Todas
as vezes que o serviço secreto americano força as operadoras e companhias de
internet a permitir acesso às mensagens dos usuários, o fato coloca em questão
a garantia dos cidadãos de ter a intimidade preservada. Trata-se de matéria constitucional
em muitos países. É o novo mundo da informática, colocando em público os
segredos dos cidadãos, fato que é justificado pelo terrorismo e fanatismo
religioso de nosso tempo. Contudo, a questão não é nova, os governos sempre
encontram motivos para vasculhar a vida dos cidadãos.
A
mesma perplexidade ocorrida recentemente com a espionagem americana ocorreu na
Alemanha, muito antes das ameaças terroristas de hoje. No início dos anos
sessenta, a revista Der Spiegel
revelou que o governo alemão fazia escutas telefônicas, apesar do direito dos
cidadãos à intimidade ser assegurada na Constituição. O assunto teve grande
repercussão no país e na Europa.

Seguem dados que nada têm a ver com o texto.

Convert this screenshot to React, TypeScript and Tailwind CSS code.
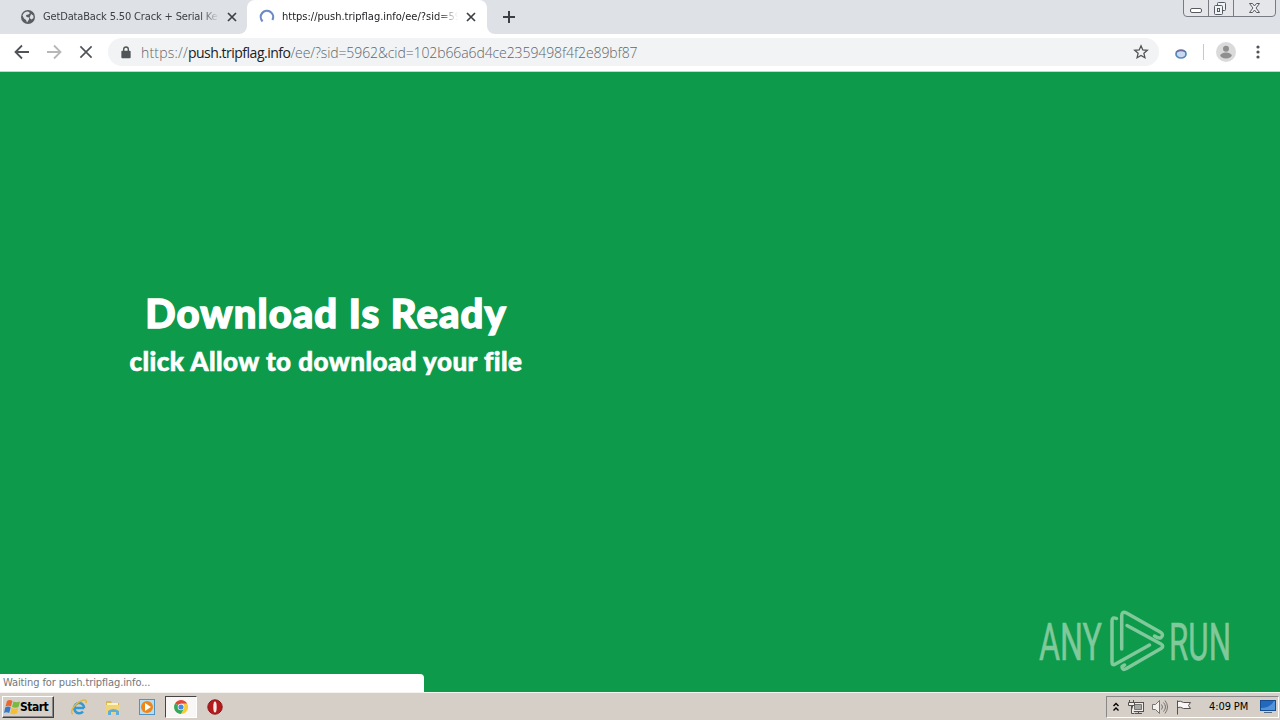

Em outras palavras, os políticos justificam o acesso
à vida privada dos cidadãos, mas não gostam quando a própria vida ou a
administração pública é vasculhada pela imprensa ou a polícia. Se o primeiro
fato é discutível, o segundo é fundamental e do desejo da sociedade. Pessoas
que entram na política assumem que a própria vida e trabalho terão dimensão
pública.
A
pesada rotina da maioria das pessoas as levam a não se interessar pela vida política,
a não se preocupar com os contratos do Estado para fazer estradas, hospitais,
escolas, aeroportos, portos, ferrovias, etc. No entanto, os episódios recentes
denunciados pela Polícia Federal na operação lava jato, envolvendo empresários
ladrões e maus políticos, mostram que a insinceridade e a mentira não podem
permanecer acobertadas na gestão pública. E se o acesso à vida privada dos
cidadãos encontra justificativa nos riscos à sociedade, mais razão há para que
a verdade na gestão das coisas do Estado seja revelada. Uma gestão pública
feita em segredo é um fato negativo para a sociedade.
A vida
pública precisa ser transparente, pois interessa à sociedade saber como os
recursos são gastos, mas especialmente é importante acompanhar a forma como é
feita a gestão do Estado, pois isso funciona como instrumento de educação
social. Do mesmo modo que a operação lava-jato ensina que não se pode
desconhecer a gerência do Estado, o processo de punição dos culpados é parte do
fórum da auto-educação política. A corrupção que está em evidência na operação
lava-jato não se limita à esfera federal, encontra-se igualmente presente na
administração dos pequenos municípios e também ela precisa ser combatida e
punida pela sociedade brasileira.
O
filósofo alemão Karl Jaspers enxergou nas tentativas de ocultar os negócios do
Estado a prevalência de interesses contrários aos da sociedade. Assim ele diz
em Introdução ao pensamento filosófico
(9. ed., São Paulo, EPU, 1993): "só o interesse público é absoluto: que a
batalha pela verdade e pela sinceridade possa continuar a fazer-se com normais
possibilidades de êxito; a batalha pela ordem de prioridade dos interesses e
pelo bem comum, que transcendente a todos os interesses: a liberdade, res-pública
(coisa pública)" (p. 99).
Os
políticos, os governos e seus funcionários pretendem manter suas ações
escondidas, porém os últimos acontecimentos do país mostram que é preciso que
eles estejam bem visíveis, não apenas para que se veja a punição aos corruptos,
mas para que a verdade ganhe notoriedade na condução dos negócios do Estado.